# Data section

********************

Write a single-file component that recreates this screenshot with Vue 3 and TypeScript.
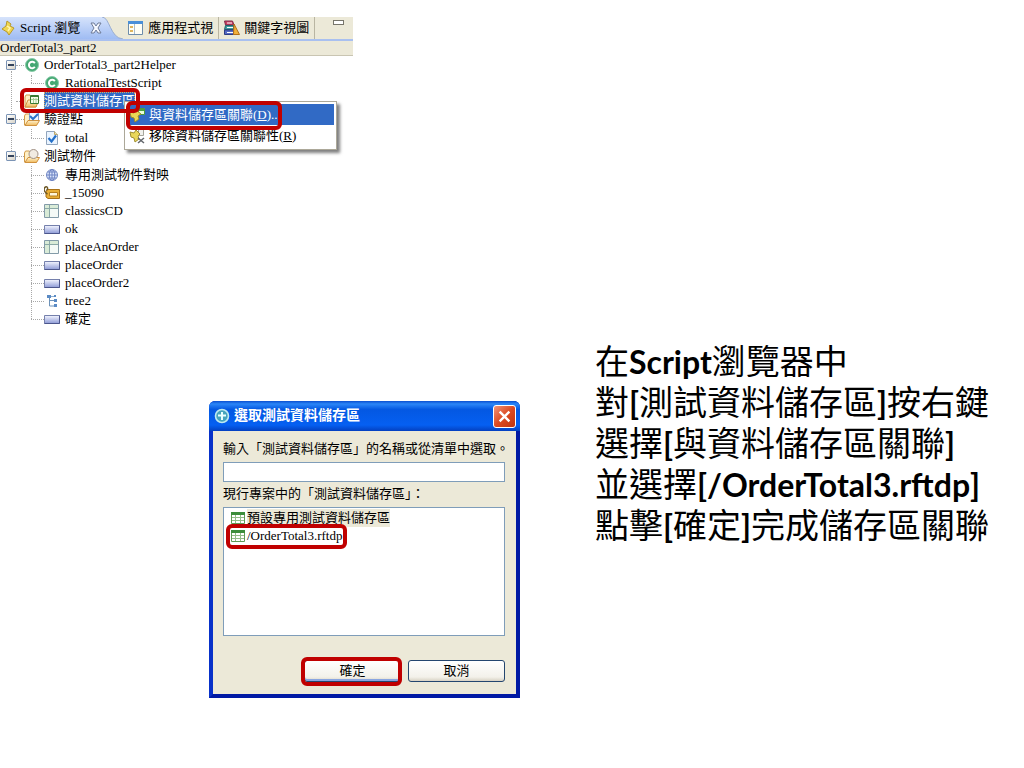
<script setup lang="ts">
import { ref } from 'vue'

interface TreeNode {
  label: string
  icon: string
  selected?: boolean
  children?: TreeNode[]
}

interface Segment {
  text: string
  latin: boolean
}

const tree: TreeNode[] = [
  {
    label: 'OrderTotal3_part2Helper',
    icon: 'class',
    children: [{ label: 'RationalTestScript', icon: 'class' }],
  },
  { label: '測試資料儲存區', icon: 'folder-data', selected: true },
  { label: '驗證點', icon: 'folder-check', children: [{ label: 'total', icon: 'check' }] },
  {
    label: '測試物件',
    icon: 'folder-object',
    children: [
      { label: '專用測試物件對映', icon: 'globe' },
      { label: '_15090', icon: 'tag' },
      { label: 'classicsCD', icon: 'frame' },
      { label: 'ok', icon: 'button' },
      { label: 'placeAnOrder', icon: 'frame' },
      { label: 'placeOrder', icon: 'button' },
      { label: 'placeOrder2', icon: 'button' },
      { label: 'tree2', icon: 'tree' },
      { label: '確定', icon: 'button' },
    ],
  },
]

const pools = ['預設專用測試資料儲存區', '/OrderTotal3.rftdp']
const poolName = ref('')

const notes = [
  '在Script瀏覽器中',
  '對[測試資料儲存區]按右鍵',
  '選擇[與資料儲存區關聯]',
  '並選擇[/OrderTotal3.rftdp]',
  '點擊[確定]完成儲存區關聯',
]

function split(line: string): Segment[] {
  const parts = line.match(/[\x20-\x7e]+|[^\x20-\x7e]+/g) ?? []
  return parts.map((text) => ({ text, latin: text.charCodeAt(0) < 128 }))
}
</script>

<template>
  <svg class="defs" width="0" height="0" aria-hidden="true">
    <defs>
      <linearGradient id="g-btn" x1="0" y1="0" x2="0" y2="1">
        <stop offset="0" stop-color="#f4f6ff" /><stop offset="1" stop-color="#8d9ad6" />
      </linearGradient>
      <linearGradient id="g-folder" x1="0" y1="0" x2="0" y2="1">
        <stop offset="0" stop-color="#fff3cf" /><stop offset="1" stop-color="#efb95c" />
      </linearGradient>
      <linearGradient id="g-tab" x1="0" y1="0" x2="0" y2="1">
        <stop offset="0" stop-color="#d6e3fb" /><stop offset="1" stop-color="#9fbcf3" />
      </linearGradient>
      <symbol id="i-class" viewBox="0 0 16 16">
        <circle cx="8" cy="8" r="6.5" fill="#45a873" stroke="#8accaa" />
        <path d="M10.8 6.2A3.2 3.2 0 1 0 10.8 9.8" fill="none" stroke="#fff" stroke-width="2" />
      </symbol>
      <symbol id="i-folder-data" viewBox="0 0 16 16">
        <path d="M1 14V4l1-2h4l1 2h5v10z" fill="#fff0c6" stroke="#d09a48" />
        <path d="M1 14l3-7h11l-3 7z" fill="url(#g-folder)" stroke="#d0913e" />
        <path d="M6.500 2.500h8v8h-8z" fill="#f4fbea" stroke="#397a34" />
        <path d="M6.500 3.500h8" stroke="#397a34" />
        <path d="M7 6.500h7M9.500 5v5M12 5v5" stroke="#a5cf98" />
      </symbol>
      <symbol id="i-folder-check" viewBox="0 0 16 16">
        <path d="M.500 14V5l1-2h4l1 2h6v9z" fill="#fff0c6" stroke="#d09a48" />
        <path d="M5.500 1.500h9v9h-9z" fill="#f3f8ff" stroke="#7d9fd0" />
        <path d="M1 14.500l3-5h11.500l-3 5z" fill="url(#g-folder)" stroke="#d0913e" />
        <path d="M6 5l3 3 5-5" fill="none" stroke="#2c73cb" stroke-width="2" />
      </symbol>
      <symbol id="i-folder-object" viewBox="0 0 16 16">
        <path d="M.500 14V5l1-2h4l1 2h6v9z" fill="#fff0c6" stroke="#d09a48" />
        <path d="M1 14.500l3-5h11.500l-3 5z" fill="url(#g-folder)" stroke="#d0913e" />
        <circle cx="9.500" cy="6" r="4.500" fill="#f1ebe2" stroke="#a09084" />
      </symbol>
      <symbol id="i-check" viewBox="0 0 16 16">
        <path d="M2.500 1.500h8l3 3v10h-11z" fill="#eaf4ff" stroke="#91a5bd" />
        <path d="M10.500 1.500v3h3" fill="#f3dfaa" stroke="#bca66a" />
        <path d="M4.500 8l3 3.500 4.500-6" fill="none" stroke="#2470c9" stroke-width="2.200" />
      </symbol>
      <symbol id="i-globe" viewBox="0 0 16 16">
        <circle cx="8" cy="8" r="5.500" fill="#dce6fb" stroke="#7288c4" />
        <path d="M2.500 8h11M3.500 5h9M3.500 11h9M8 2.500v11" stroke="#6d83c3" />
        <ellipse cx="8" cy="8" rx="2.800" ry="5.500" fill="none" stroke="#6d83c3" />
      </symbol>
      <symbol id="i-tag" viewBox="0 0 16 16">
        <path d="M2 6l2-1.500h11.500v9H4L2 12z" fill="#e9af35" stroke="#a87016" />
        <path d="M5.500 7.500h8v3.500h-8z" fill="#fff6d8" stroke="#b77f1c" />
        <path d="M3.500 9C-.500 7-.500 3 1.500 2s3 2 1 3" fill="none" stroke="#6c5828" stroke-width="1.400" />
      </symbol>
      <symbol id="i-frame" viewBox="0 0 16 16">
        <path d="M.500 1.500h14v13H.500z" fill="#f5faf7" stroke="#839ba8" />
        <path d="M1 2h13v3H1zM1 5h4v9H1z" fill="#d9ebd7" />
        <path d="M1 5.500h13M5.500 2v12" stroke="#8ba9a6" />
      </symbol>
      <symbol id="i-button" viewBox="0 0 16 16">
        <path d="M.500 4.500h15v8H.500z" fill="url(#g-btn)" stroke="#7580ac" />
        <path d="M.500 12.500h15v-8" fill="none" stroke="#4c568c" />
      </symbol>
      <symbol id="i-tree" viewBox="0 0 16 16">
        <path d="M5.500 4v9h5M5.500 7.500h5" fill="none" stroke="#6d92b8" />
        <path d="M3 2h4v3H3zM10 2h2v2h-2zM10 6h3v3h-3zM10 11h3v3h-3z" fill="#5a8ac4" />
        <path d="M7 3.500h3" stroke="#8fb0d2" />
      </symbol>
      <symbol id="i-grid" viewBox="0 0 16 16">
        <path d="M1.500 2.500h13v11h-13z" fill="#fff" stroke="#5f9a55" />
        <path d="M1 2h14v3H1z" fill="#3c8d3c" />
        <path d="M2 7.500h12M2 10.500h12M5.500 5v8M10.500 5v8" stroke="#94bd8a" />
      </symbol>
      <symbol id="i-script" viewBox="0 0 16 16">
        <path d="M6 1l4 3-1 2 4 2-5 7-2-3-5-3 4-3z" fill="#f0d650" stroke="#b89a2c" />
        <path d="M6 6l3 2-2 3" fill="none" stroke="#fff5b0" stroke-width="1.500" />
      </symbol>
      <symbol id="i-window" viewBox="0 0 16 16">
        <path d="M.500 1.500h14v13H.500z" fill="#fffef5" stroke="#6d8cab" />
        <path d="M0 1h15v3H0z" fill="#4a8fd8" />
        <path d="M2 6h3v2H2zM2 10h3v2H2z" fill="#dfb45c" />
        <path d="M6.500 4v10" stroke="#a9bccd" />
      </symbol>
      <symbol id="i-books" viewBox="0 0 16 16">
        <path d="M.500 1h8l1.500 4H1.500z" fill="#cc3d61" stroke="#7d2c4b" />
        <path d="M1.500 5.500h8v4H.500z" fill="#3e9c9c" stroke="#23616b" />
        <path d="M.500 10h9v4.500h-9z" fill="#566ac4" stroke="#2d3c83" />
        <path d="M10 4l5.500 10.500H9.500z" fill="#f2b13a" stroke="#b36e18" />
        <path d="M3 12.500h6M3 7.500h6M3 3h5" stroke="#fff" />
      </symbol>
      <symbol id="i-link" viewBox="0 0 16 16">
        <path d="M9.500 1.500h6v6h-6z" fill="#eaffdc" stroke="#4b9a3d" />
        <path d="M10 2h5v2h-5z" fill="#4ca33e" />
        <path d="M1 5l4 1 2-3 5 4-3 2 1 3-4 3-1-4-3-1z" fill="#ead756" stroke="#9d8a2a" />
      </symbol>
      <symbol id="i-unlink" viewBox="0 0 16 16">
        <path d="M9.500 1.500h5v6h-5z" fill="#f1f1ed" stroke="#a5a59b" />
        <path d="M1 4l4 1 2-3 4 4-2 2 1 3-4 3-1-4-3-1z" fill="#e9d75a" stroke="#a18f31" />
        <path d="M9 10l6 5M15 10l-6 5" stroke="#62666b" stroke-width="1.500" />
      </symbol>
      <symbol id="i-app" viewBox="0 0 16 16">
        <circle cx="8" cy="8" r="6.500" fill="#46a4bd" stroke="#bfeaf0" stroke-width="1.600" />
        <path d="M4 7.500h8M8 4v8" stroke="#e9ffff" stroke-width="2" />
      </symbol>
    </defs>
  </svg>

  <main class="slide">
    <section class="explorer" aria-label="Script 瀏覽">
      <div class="tabs">
        <button class="tab active" type="button">
          <svg class="icon"><use href="#i-script" /></svg>
          <span>Script 瀏覽</span>
          <svg class="tab-close" viewBox="0 0 12 12">
            <path d="M1 1h3l2 3 2-3h3L8 6l3 5H8L6 8l-2 3H1l3-5z" fill="#f5f8ff" stroke="#6f7c99" />
          </svg>
        </button>
        <svg class="tail" viewBox="0 0 24 24" preserveAspectRatio="none">
          <path d="M0 0C9 0 9 23 24 24H0z" fill="url(#g-tab)" />
          <path d="M0 0C9 0 9 23 24 24" fill="none" stroke="#8fa5cf" />
        </svg>
        <button class="tab" type="button">
          <svg class="icon"><use href="#i-window" /></svg>
          <span>應用程式視</span>
        </button>
        <button class="tab" type="button">
          <svg class="icon"><use href="#i-books" /></svg>
          <span>關鍵字視圖</span>
        </button>
        <button class="minimize" type="button" aria-label="最小化"></button>
      </div>
      <div class="crumb"><span>OrderTotal3_part2</span></div>

      <ul class="tree">
        <li v-for="node in tree" :key="node.label" class="branch">
          <div class="row">
            <button v-if="node.children" class="toggle" type="button" :aria-label="node.label"></button>
            <span v-else class="no-toggle"></span>
            <span class="stub"></span>
            <svg class="icon"><use :href="'#i-' + node.icon" /></svg>
            <span class="label" :class="{ selected: node.selected }">{{ node.label }}</span>
            <span v-if="node.selected" class="mark mark-node"></span>
          </div>
          <ul v-if="node.children" class="leaves">
            <li v-for="leaf in node.children" :key="leaf.label" class="row leaf">
              <span class="leaf-stub"></span>
              <svg class="icon"><use :href="'#i-' + leaf.icon" /></svg>
              <span class="label">{{ leaf.label }}</span>
            </li>
          </ul>
        </li>
      </ul>

      <div class="menu" role="menu">
        <button class="item hot" type="button" role="menuitem">
          <svg class="icon"><use href="#i-link" /></svg>
          <span>與資料儲存區關聯(<u>D</u>)...</span>
          <span class="mark mark-item"></span>
        </button>
        <button class="item" type="button" role="menuitem">
          <svg class="icon"><use href="#i-unlink" /></svg>
          <span>移除資料儲存區關聯性(<u>R</u>)</span>
        </button>
      </div>
    </section>

    <div class="lower">
      <section class="dialog" role="dialog" aria-labelledby="dialog-title">
        <header class="title-bar">
          <svg class="icon"><use href="#i-app" /></svg>
          <h2 id="dialog-title">選取測試資料儲存區</h2>
          <button class="close" type="button" aria-label="關閉">
            <svg viewBox="0 0 12 12"><path d="M1.500 1.500l9 9M10.500 1.500l-9 9" stroke="#fff" stroke-width="2.200" /></svg>
          </button>
        </header>
        <form class="body" @submit.prevent>
          <label for="pool-name">輸入「測試資料儲存區」的名稱或從清單中選取。</label>
          <input id="pool-name" v-model="poolName" type="text" />
          <span id="pool-label" class="list-label">現行專案中的「測試資料儲存區」：</span>
          <ul class="pools" role="listbox" aria-labelledby="pool-label">
            <li v-for="(pool, i) in pools" :key="pool" role="option" class="pool">
              <svg class="icon"><use href="#i-grid" /></svg>
              <span :class="{ current: i === 0 }">{{ pool }}</span>
              <span v-if="i === 1" class="mark mark-pool"></span>
            </li>
          </ul>
          <div class="actions">
            <button class="xp default" type="submit">確定<span class="mark mark-ok"></span></button>
            <button class="xp" type="button">取消</button>
          </div>
        </form>
      </section>

      <div class="notes">
        <p v-for="line in notes" :key="line">
          <span v-for="(part, i) in split(line)" :key="i" :class="{ latin: part.latin }">{{ part.text }}</span>
        </p>
      </div>
    </div>
  </main>
</template>

<style>
body {
  background: #fff;
}
</style>

<style scoped>
.defs {
  position: absolute;
}

.slide {
  display: flex;
  flex-direction: column;
  min-height: 100vh;
  box-sizing: border-box;
  padding-top: 17px;
  overflow: hidden;
  font: 13px/18px "Liberation Serif", "Noto Sans CJK TC", serif;
  color: #000;
}

button,
input {
  font: inherit;
  color: inherit;
  margin: 0;
}

ul,
p,
h2 {
  margin: 0;
  padding: 0;
  list-style: none;
}

.icon {
  flex: none;
  width: 16px;
  height: 16px;
}

.mark {
  position: absolute;
  box-sizing: border-box;
  border: 4px solid #c00000;
  border-radius: 6px;
  z-index: 2;
  pointer-events: none;
}

.explorer {
  position: relative;
  width: 34.5%;
  min-width: 353px;
  min-height: 311px;
  white-space: nowrap;
}

.tabs {
  display: flex;
  height: 22px;
  background: #ece9d8;
  border-bottom: 2px solid #a9c0f0;
}

.tab {
  display: flex;
  align-items: center;
  gap: 4px;
  padding: 0 5px;
  border: 0;
  border-right: 1px solid #b9b5a2;
  background: transparent;
}

.tab.active {
  gap: 3px;
  padding: 0 0 0 1px;
  border: 0;
  background: linear-gradient(#d6e3fb, #9fbcf3);
}

.tab-close {
  width: 12px;
  height: 12px;
  margin-left: 7px;
}

.tail {
  flex: none;
  width: 21px;
  height: 22px;
}

.minimize {
  width: 11px;
  height: 5px;
  margin: 3px 9px 0 auto;
  padding: 0;
  border: 1px solid #77756b;
  background: #fff;
}

.crumb {
  display: flex;
  align-items: center;
  height: 14px;
  border-bottom: 1px solid #c9c5b2;
  background: #ece9d8;
}

.tree {
  position: relative;
  padding-left: 6px;
}

.tree::before {
  content: "";
  position: absolute;
  left: 11px;
  top: 15px;
  height: 84px;
  border-left: 1px dotted #a8a8a8;
}

.row {
  position: relative;
  display: flex;
  align-items: center;
  height: 18px;
}

.toggle {
  position: relative;
  width: 10px;
  height: 10px;
  padding: 0;
  border: 1px solid #7b94b5;
  border-radius: 1px;
  background: linear-gradient(135deg, #fff, #d7d3c8);
}

.toggle::before {
  content: "";
  position: absolute;
  left: 1px;
  right: 1px;
  top: 3px;
  height: 2px;
  background: #33435c;
}

.no-toggle {
  width: 10px;
}

.stub {
  width: 8px;
  border-top: 1px dotted #a8a8a8;
}

.label {
  margin-left: 4px;
}

.leaf .label {
  margin-left: 5px;
}

.label.selected {
  background: #316ac5;
  color: #fff;
  outline: 1px dotted #d8a860;
  outline-offset: -1px;
}

.leaves {
  position: relative;
  margin-left: 25px;
  padding-top: 1px;
}

.branch:first-child .leaves {
  padding-top: 0;
}

.leaves::before {
  content: "";
  position: absolute;
  left: 0;
  top: 1px;
  bottom: 9px;
  border-left: 1px dotted #a8a8a8;
}

.leaf-stub {
  width: 13px;
  border-top: 1px dotted #a8a8a8;
}

.mark-node {
  left: 14px;
  top: -4px;
  width: 120px;
  height: 25px;
}

.menu {
  position: absolute;
  left: 124px;
  top: 84px;
  width: 213px;
  box-sizing: border-box;
  padding: 2px 2px 3px;
  border: 1px solid #aca899;
  background: #fff;
  box-shadow: 3px 3px 3px rgba(0, 0, 0, 0.5);
}

.item {
  position: relative;
  display: flex;
  align-items: center;
  gap: 4px;
  width: 100%;
  height: 21px;
  padding: 0 2px;
  border: 0;
  background: #fff;
}

.item.hot {
  background: #316ac5;
  color: #fff;
}

.mark-item {
  left: -1px;
  top: -3px;
  width: 156px;
  height: 29px;
}

.lower {
  display: flex;
  align-items: flex-start;
  gap: 75px;
  padding: 12px 0 0 209px;
}

.dialog {
  flex: 0 0 311px;
  min-width: 0;
  box-sizing: border-box;
  width: 311px;
  margin-top: 61px;
  border: solid #0831c9;
  border-width: 0 4px 4px;
  border-right-color: #0019a4;
  border-bottom-color: #0019a4;
  border-radius: 6px 6px 0 0;
  background: #0831c9;
  white-space: nowrap;
}

.title-bar {
  display: flex;
  align-items: center;
  gap: 4px;
  height: 30px;
  margin: 0 -4px;
  padding: 0 4px 0 5px;
  border-radius: 6px 6px 0 0;
  background: linear-gradient(#0a4fd0, #2b86f7 10%, #0458e2 28%, #0560f2 80%, #0440c0);
  color: #fff;
}

.title-bar h2 {
  flex: 1;
  font: bold 14px/20px "Liberation Serif", "Noto Sans CJK TC", serif;
}

.close {
  display: grid;
  place-items: center;
  width: 23px;
  height: 23px;
  padding: 0;
  border: 1px solid #fff;
  border-radius: 3px;
  background: linear-gradient(135deg, #f0947a, #dc4a22 50%, #c0340f);
}

.close svg {
  width: 13px;
  height: 13px;
}

.body {
  display: flex;
  flex-direction: column;
  padding: 9px 11px 12px 10px;
  background: #ece9d8;
}

.body input {
  box-sizing: border-box;
  width: 100%;
  height: 20px;
  margin: 4px 0 3px;
  border: 1px solid #7f9db9;
  background: #fff;
}

.pools {
  height: 127px;
  margin-top: 4px;
  border: 1px solid #7f9db9;
  background: #fff;
}

.pool {
  position: relative;
  display: flex;
  align-items: center;
  gap: 1px;
  height: 18px;
  padding-left: 6px;
}

.pool:first-child {
  margin-top: 1px;
}

.current {
  background: #ece9d8;
}

.mark-pool {
  left: 2px;
  top: -3px;
  width: 121px;
  height: 25px;
}

.actions {
  display: flex;
  justify-content: flex-end;
  gap: 7px;
  margin-top: 24px;
}

.xp {
  position: relative;
  width: 97px;
  height: 22px;
  padding: 0;
  border: 1px solid #24466f;
  border-radius: 3px;
  background: linear-gradient(#fff, #f3f1ea 80%, #d8d2c4);
}

.xp.default {
  box-shadow: inset 0 -2px #8aa5e0;
}

.mark-ok {
  left: -4px;
  top: -4px;
  width: 101px;
  height: 29px;
}

.notes {
  flex: 1;
  font: 34px/41px Lato, "Noto Sans CJK TC", sans-serif;
  white-space: nowrap;
}

.notes p {
  height: 41px;
}

.latin {
  font-weight: bold;
  font-size: 32px;
  line-height: 30px;
}
</style>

********************

# Problem statement
Omitting all pictures, restate exactly the lines of the material from its start through the line that contains "const poolName = ref('')".

# Full response
Write a single-file component that recreates this screenshot with Vue 3 and TypeScript.
<script setup lang="ts">
import { ref } from 'vue'

interface TreeNode {
  label: string
  icon: string
  selected?: boolean
  children?: TreeNode[]
}

interface Segment {
  text: string
  latin: boolean
}

const tree: TreeNode[] = [
  {
    label: 'OrderTotal3_part2Helper',
    icon: 'class',
    children: [{ label: 'RationalTestScript', icon: 'class' }],
  },
  { label: '測試資料儲存區', icon: 'folder-data', selected: true },
  { label: '驗證點', icon: 'folder-check', children: [{ label: 'total', icon: 'check' }] },
  {
    label: '測試物件',
    icon: 'folder-object',
    children: [
      { label: '專用測試物件對映', icon: 'globe' },
      { label: '_15090', icon: 'tag' },
      { label: 'classicsCD', icon: 'frame' },
      { label: 'ok', icon: 'button' },
      { label: 'placeAnOrder', icon: 'frame' },
      { label: 'placeOrder', icon: 'button' },
      { label: 'placeOrder2', icon: 'button' },
      { label: 'tree2', icon: 'tree' },
      { label: '確定', icon: 'button' },
    ],
  },
]

const pools = ['預設專用測試資料儲存區', '/OrderTotal3.rftdp']
const poolName = ref('')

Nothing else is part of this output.